Любопытна здесь и природа преступления, его мотивы.
Страстность французов давно вошла в поговорку, однако стимулом стандартного, хотя и уносящего человеческие жизни преступления выступают не любовь, не гордость, не честь, а корысть, деньги.

Противоречие? Не совсем. Ведь деньги питают страсти и уж по крайней мере служат их удовлетворению. Они и сами способны быть предметом страсти. Не какая-нибудь, а именно французская классическая литература явила миру примеры того, как корысть становится всепоглощающей неконтролируемой страстью, сущностью человека: Гарпагон в Скупом Мольера, бальзаковский папаша Гобсек. Так что несовместимости тут нет.

Другое дело — контраст между заурядностью преступления и непривычной в детективе личностью сыщика.
Всю интеллектуальную сторону дознания, работу маленьких серых клеток, как это бер1т на себя тринадцатилетняя парализованная девочка. Согласимся, что подобное встречается не так уж часто, хотя авторы детективных произведений с легкой руки Конан Дойла, сделавшего Шерлока Холмса не просто сыщиком, но большим оригиналом, упорно соревнуются друг с другом в выдумывании невероятных гениев сыска и наделяют их разнообразными чудачествами.

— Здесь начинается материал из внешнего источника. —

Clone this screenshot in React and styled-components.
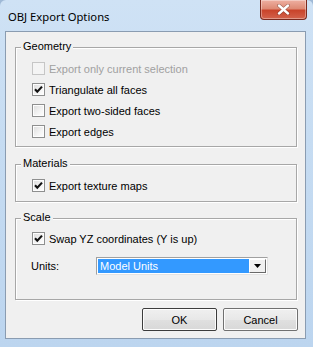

Маленькую Элизабет, однако, замыкает в четырех стенах не потакание своим прихотям, а жестокая житейская проза. И в невольного сыщика ее превращает не тяга к авантюрам, а элементарная необходимость. Мне… приходится действовать, чтобы понять, что происходит, и защитить тех, кого я люблю, — резонно объясняет она своему приемному отцу, старому доктору Бовуазену.

Тема одиночества старости и одиночества человека, вытесненного из полноценной нормальной жизни, традиционно получала сентиментальность. Эксбрая тоже грешит сентиментальностью, но, опять-таки в согласии с французской традицией, разводит ее юмором, а то и гротеском. Его повествовательной манере присуща ирония, принимающая в этом романе, где рассказчиком выступает старый доктор, форму самоиронии.

Противоречие между зловещим смыслом преступления и его бытовой заземленностью также питает иронию и могло бы перевести интеллектуальный детектив Эксбрая в более глубокое, отчасти философское русло и тем самым несколько изменить самый жанр в творчестве писателя, когда б ему достало на это мастерства.